Keep to the lines between the one holding "Convert this screenshot" and the one holding "string; checked?: boolean", inclusive, and write them out exactly.

====

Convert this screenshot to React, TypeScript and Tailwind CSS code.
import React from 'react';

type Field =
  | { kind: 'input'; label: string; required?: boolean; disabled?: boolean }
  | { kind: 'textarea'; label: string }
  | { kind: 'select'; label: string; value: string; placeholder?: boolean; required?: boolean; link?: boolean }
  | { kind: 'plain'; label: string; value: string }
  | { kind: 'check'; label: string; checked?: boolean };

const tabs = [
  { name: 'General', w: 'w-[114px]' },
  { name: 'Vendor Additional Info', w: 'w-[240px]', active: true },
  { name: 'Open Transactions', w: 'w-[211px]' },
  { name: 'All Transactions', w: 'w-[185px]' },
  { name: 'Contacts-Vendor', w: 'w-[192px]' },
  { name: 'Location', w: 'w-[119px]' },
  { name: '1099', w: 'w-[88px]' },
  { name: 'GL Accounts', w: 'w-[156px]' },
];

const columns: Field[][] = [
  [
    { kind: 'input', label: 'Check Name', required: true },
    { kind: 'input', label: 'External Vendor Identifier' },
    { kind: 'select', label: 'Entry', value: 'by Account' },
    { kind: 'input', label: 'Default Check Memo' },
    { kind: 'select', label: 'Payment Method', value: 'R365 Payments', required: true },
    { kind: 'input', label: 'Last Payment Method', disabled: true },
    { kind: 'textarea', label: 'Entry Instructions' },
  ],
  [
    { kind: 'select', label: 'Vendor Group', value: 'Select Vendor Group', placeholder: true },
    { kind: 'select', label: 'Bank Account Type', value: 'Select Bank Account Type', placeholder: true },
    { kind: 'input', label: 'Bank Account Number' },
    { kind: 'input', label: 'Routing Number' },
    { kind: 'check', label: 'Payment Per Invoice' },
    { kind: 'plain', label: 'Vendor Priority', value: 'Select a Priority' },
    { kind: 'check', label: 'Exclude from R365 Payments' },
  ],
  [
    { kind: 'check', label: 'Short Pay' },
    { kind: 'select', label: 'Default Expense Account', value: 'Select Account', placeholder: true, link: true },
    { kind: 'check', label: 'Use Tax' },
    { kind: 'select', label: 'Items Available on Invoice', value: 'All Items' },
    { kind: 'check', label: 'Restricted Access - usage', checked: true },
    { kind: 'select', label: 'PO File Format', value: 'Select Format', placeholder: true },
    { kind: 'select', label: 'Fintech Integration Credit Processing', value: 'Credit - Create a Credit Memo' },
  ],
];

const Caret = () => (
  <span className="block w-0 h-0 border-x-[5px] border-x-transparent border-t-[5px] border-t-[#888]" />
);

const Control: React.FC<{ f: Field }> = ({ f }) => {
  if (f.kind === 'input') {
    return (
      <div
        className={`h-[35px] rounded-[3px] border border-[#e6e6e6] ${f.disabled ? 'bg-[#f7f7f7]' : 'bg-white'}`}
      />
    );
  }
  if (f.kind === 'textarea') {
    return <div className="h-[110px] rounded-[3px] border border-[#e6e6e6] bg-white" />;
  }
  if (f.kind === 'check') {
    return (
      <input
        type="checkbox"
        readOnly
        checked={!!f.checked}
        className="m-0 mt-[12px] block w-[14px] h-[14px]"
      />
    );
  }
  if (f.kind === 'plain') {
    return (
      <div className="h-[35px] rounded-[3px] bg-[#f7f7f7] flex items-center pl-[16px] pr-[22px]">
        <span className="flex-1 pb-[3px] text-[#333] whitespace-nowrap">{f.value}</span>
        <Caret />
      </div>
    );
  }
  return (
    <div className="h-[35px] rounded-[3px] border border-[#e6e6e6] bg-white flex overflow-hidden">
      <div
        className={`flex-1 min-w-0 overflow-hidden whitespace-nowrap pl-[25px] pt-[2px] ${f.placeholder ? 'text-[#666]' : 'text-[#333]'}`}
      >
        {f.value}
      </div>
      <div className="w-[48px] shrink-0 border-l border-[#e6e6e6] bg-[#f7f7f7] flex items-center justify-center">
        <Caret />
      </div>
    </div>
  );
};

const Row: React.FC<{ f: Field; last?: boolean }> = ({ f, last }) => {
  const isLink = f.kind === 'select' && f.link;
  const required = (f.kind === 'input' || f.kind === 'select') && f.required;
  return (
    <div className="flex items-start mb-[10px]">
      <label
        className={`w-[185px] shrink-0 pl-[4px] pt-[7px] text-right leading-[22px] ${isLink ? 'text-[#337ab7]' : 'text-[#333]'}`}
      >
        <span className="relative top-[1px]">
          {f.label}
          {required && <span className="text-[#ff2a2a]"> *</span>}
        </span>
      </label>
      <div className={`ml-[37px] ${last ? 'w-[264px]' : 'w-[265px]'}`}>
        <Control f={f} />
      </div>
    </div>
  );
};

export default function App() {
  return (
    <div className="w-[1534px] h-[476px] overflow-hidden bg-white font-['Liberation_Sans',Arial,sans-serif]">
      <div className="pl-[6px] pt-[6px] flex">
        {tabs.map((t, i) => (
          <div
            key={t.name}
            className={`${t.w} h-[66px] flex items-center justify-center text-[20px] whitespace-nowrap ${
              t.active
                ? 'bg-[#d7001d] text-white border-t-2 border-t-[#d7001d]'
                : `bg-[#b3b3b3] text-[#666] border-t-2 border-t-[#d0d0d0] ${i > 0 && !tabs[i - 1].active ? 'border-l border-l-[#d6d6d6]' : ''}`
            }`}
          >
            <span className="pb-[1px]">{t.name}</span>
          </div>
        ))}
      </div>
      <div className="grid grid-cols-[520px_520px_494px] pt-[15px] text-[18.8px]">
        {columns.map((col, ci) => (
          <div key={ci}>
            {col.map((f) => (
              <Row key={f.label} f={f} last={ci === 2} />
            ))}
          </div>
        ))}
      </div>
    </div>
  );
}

====

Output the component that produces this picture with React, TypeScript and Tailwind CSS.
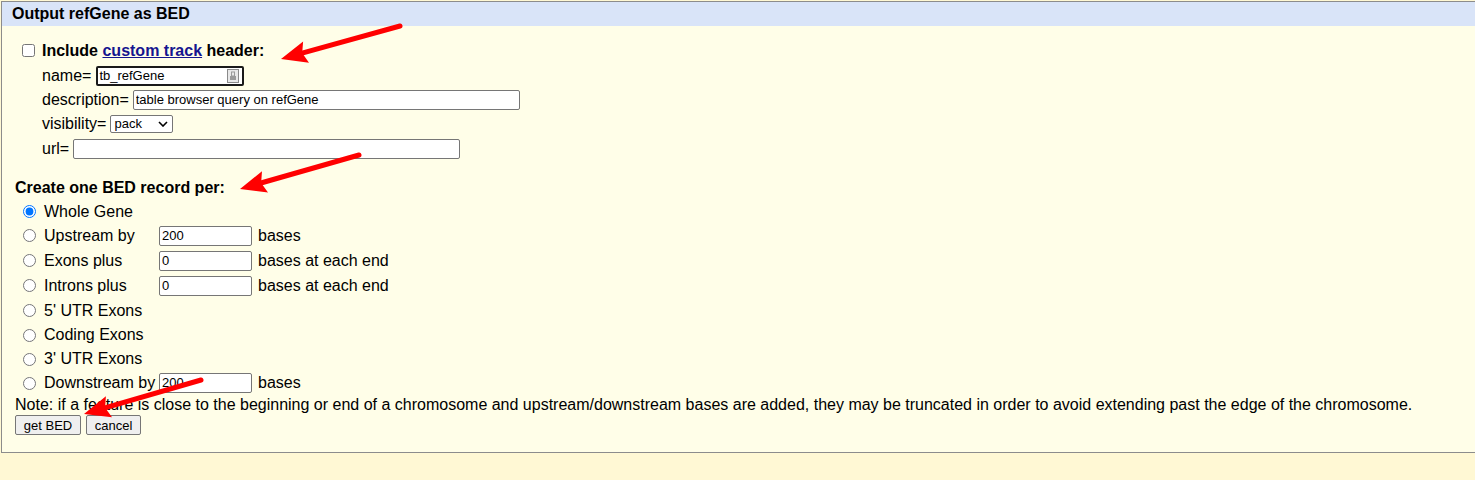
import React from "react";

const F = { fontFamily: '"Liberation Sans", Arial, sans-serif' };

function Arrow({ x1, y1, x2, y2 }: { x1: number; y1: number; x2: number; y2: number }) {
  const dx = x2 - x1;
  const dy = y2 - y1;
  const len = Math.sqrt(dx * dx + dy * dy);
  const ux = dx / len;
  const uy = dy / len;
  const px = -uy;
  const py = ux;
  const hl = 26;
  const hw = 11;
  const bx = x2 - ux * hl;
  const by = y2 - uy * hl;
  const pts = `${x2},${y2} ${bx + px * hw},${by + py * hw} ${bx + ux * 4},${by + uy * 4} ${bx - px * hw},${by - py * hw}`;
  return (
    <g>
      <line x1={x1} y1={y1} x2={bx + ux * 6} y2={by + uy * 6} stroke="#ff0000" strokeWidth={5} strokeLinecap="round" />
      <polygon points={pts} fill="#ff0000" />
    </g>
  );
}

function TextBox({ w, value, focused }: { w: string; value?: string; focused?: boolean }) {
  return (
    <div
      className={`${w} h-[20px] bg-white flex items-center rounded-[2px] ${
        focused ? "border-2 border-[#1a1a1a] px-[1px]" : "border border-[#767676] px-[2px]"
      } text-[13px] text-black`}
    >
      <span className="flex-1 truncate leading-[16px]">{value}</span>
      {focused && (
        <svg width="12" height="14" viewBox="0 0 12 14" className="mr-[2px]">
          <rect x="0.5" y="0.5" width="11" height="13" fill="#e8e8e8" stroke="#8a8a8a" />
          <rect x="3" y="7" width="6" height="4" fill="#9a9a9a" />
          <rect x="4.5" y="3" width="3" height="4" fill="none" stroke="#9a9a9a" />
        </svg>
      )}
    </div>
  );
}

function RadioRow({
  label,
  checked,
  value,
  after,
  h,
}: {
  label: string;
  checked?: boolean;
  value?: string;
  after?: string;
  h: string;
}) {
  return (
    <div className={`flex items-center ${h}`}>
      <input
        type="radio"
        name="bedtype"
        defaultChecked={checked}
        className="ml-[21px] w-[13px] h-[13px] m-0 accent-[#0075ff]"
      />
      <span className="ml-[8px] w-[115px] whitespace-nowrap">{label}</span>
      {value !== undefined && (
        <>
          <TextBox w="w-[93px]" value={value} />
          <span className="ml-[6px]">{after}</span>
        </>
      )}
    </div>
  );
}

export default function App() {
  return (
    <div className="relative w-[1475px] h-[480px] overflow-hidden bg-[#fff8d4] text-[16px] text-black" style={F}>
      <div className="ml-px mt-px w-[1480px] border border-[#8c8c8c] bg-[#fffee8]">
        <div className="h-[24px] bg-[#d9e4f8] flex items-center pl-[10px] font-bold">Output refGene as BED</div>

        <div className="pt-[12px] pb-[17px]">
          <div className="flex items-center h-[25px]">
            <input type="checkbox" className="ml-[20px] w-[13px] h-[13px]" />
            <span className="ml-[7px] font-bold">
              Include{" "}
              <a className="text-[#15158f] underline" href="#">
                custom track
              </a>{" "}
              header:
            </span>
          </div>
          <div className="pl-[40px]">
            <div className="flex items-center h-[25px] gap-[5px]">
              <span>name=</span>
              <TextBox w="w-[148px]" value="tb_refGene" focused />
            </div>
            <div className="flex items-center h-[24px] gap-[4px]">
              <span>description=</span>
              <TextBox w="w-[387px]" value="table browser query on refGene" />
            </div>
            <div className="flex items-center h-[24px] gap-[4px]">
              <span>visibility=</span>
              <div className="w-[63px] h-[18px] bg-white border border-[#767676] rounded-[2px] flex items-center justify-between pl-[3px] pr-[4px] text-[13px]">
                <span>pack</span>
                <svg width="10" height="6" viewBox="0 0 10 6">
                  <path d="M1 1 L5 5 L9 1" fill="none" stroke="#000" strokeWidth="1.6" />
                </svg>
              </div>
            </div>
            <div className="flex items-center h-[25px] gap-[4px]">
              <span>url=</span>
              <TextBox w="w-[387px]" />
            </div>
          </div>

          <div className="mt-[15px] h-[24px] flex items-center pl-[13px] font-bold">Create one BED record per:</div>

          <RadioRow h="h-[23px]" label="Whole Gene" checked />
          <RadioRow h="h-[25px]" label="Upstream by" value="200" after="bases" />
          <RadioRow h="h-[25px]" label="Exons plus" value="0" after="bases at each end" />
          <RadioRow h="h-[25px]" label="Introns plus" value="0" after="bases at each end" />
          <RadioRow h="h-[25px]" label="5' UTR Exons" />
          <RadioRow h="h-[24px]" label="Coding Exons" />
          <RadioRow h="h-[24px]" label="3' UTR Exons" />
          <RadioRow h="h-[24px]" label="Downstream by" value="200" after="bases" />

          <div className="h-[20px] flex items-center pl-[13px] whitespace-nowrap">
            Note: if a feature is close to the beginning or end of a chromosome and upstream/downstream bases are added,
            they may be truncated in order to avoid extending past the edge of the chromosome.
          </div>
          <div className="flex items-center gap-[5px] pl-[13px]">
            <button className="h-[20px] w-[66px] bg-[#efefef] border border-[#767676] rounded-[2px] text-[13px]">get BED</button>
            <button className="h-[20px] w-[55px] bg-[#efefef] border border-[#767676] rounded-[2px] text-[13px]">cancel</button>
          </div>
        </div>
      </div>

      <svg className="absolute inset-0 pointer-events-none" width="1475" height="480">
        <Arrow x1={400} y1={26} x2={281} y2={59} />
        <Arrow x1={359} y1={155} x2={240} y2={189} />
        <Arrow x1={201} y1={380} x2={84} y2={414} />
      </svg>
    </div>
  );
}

====

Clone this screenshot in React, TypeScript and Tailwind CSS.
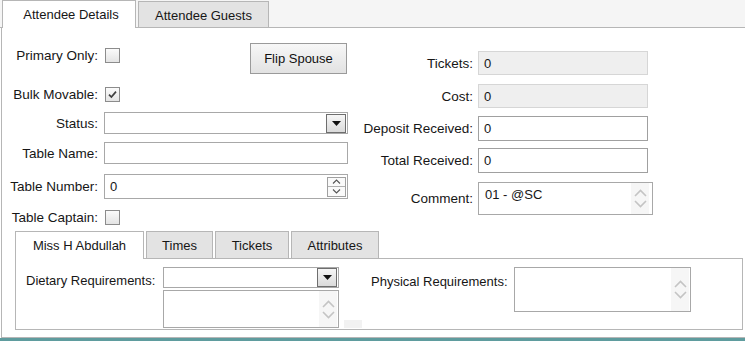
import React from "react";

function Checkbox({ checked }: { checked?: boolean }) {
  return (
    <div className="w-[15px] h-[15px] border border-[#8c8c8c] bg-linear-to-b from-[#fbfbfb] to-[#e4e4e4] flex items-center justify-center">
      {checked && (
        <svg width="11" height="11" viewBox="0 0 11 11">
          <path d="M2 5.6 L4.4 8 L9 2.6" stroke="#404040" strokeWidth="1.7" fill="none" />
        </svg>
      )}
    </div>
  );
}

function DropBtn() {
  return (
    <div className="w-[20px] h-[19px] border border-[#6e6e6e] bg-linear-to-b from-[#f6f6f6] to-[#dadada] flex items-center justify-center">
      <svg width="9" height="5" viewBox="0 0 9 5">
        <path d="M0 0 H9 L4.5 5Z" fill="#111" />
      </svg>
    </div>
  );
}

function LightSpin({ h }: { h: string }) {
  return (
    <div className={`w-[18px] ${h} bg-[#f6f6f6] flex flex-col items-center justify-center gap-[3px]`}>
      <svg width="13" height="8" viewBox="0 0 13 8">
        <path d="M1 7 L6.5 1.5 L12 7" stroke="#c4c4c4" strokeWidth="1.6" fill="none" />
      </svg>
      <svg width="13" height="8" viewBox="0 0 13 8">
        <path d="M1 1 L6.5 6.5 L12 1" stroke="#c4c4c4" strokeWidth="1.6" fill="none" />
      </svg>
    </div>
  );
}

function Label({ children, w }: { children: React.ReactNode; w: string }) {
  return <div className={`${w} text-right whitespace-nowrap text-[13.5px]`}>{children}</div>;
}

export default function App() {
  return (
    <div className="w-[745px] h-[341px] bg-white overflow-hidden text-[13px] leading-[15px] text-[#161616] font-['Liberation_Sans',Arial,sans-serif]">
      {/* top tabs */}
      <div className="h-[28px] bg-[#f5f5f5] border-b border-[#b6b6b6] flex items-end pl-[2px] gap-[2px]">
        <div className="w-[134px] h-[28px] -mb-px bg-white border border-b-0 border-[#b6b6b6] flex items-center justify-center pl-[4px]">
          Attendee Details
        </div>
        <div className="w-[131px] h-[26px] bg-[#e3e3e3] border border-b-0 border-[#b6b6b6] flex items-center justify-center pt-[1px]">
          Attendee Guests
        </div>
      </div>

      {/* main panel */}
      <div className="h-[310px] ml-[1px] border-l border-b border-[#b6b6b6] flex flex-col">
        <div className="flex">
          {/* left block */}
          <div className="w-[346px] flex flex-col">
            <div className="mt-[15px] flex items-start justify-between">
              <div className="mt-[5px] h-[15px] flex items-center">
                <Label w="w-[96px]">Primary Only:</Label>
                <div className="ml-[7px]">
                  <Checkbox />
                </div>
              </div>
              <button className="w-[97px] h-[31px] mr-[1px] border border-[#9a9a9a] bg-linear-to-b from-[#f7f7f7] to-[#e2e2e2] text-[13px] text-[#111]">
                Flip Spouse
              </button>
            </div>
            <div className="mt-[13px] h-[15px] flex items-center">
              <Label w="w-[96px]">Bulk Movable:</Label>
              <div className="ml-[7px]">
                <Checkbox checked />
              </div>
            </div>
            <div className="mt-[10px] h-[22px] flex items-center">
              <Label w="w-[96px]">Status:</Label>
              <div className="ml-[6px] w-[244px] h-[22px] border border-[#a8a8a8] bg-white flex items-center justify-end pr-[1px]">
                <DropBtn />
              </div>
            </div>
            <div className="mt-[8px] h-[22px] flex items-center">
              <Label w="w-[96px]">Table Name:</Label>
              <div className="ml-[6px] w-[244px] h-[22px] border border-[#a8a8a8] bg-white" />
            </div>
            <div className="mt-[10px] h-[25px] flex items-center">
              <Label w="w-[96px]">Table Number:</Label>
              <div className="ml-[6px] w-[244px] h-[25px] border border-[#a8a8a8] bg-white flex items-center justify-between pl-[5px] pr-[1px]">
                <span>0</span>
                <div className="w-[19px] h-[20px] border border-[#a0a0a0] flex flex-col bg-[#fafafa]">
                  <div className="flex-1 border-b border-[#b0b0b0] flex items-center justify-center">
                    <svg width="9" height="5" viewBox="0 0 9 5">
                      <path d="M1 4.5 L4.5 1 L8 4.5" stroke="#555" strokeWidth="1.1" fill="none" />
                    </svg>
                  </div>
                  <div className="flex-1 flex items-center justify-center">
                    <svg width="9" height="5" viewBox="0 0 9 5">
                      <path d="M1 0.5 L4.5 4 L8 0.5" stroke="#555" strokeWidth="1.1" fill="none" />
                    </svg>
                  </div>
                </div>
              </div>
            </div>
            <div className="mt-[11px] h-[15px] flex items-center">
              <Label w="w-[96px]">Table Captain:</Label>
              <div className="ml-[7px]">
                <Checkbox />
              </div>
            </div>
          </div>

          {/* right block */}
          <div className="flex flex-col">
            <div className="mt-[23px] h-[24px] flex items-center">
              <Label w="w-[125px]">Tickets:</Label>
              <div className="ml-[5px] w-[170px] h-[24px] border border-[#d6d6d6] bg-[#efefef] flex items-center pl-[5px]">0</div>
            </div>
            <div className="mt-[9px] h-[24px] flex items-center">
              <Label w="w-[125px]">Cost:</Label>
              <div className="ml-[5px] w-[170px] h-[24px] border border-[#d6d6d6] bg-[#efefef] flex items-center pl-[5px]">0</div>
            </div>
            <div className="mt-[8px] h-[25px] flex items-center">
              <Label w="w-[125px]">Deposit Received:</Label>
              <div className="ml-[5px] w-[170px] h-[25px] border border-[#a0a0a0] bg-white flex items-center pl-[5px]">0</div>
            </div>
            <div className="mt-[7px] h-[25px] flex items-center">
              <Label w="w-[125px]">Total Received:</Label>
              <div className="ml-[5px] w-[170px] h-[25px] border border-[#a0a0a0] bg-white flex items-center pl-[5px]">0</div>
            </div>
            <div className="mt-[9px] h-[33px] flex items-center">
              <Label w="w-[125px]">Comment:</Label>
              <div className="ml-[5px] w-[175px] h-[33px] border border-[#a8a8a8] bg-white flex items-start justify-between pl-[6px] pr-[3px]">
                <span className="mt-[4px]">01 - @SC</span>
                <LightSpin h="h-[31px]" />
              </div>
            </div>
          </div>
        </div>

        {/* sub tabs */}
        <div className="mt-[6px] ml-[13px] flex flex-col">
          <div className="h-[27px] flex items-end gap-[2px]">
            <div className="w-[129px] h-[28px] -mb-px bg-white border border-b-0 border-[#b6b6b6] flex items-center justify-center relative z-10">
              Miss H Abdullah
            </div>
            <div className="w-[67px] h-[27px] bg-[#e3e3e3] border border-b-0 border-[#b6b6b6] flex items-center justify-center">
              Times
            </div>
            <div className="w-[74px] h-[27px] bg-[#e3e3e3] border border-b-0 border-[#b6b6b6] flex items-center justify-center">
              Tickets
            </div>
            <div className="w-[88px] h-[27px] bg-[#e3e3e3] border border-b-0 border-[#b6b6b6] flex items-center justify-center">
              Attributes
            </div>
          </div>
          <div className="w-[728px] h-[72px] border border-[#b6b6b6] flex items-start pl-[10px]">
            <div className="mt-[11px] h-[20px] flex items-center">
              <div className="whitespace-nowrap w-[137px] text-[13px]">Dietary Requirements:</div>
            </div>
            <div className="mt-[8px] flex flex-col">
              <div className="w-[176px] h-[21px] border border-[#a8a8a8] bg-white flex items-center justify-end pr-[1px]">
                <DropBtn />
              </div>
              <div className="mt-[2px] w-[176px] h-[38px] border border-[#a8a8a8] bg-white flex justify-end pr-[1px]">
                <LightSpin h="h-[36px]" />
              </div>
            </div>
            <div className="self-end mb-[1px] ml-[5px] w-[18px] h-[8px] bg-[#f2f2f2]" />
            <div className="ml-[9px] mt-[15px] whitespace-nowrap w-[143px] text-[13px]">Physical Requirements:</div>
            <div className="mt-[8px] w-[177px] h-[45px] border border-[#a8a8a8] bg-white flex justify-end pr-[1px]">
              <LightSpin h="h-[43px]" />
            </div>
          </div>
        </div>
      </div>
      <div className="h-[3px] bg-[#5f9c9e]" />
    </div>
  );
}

====

# WORKED SOLUTION:
Convert this screenshot to React, TypeScript and Tailwind CSS code.
import React from 'react';

type Field =
  | { kind: 'input'; label: string; required?: boolean; disabled?: boolean }
  | { kind: 'textarea'; label: string }
  | { kind: 'select'; label: string; value: string; placeholder?: boolean; required?: boolean; link?: boolean }
  | { kind: 'plain'; label: string; value: string }
  | { kind: 'check'; label: string; checked?: boolean };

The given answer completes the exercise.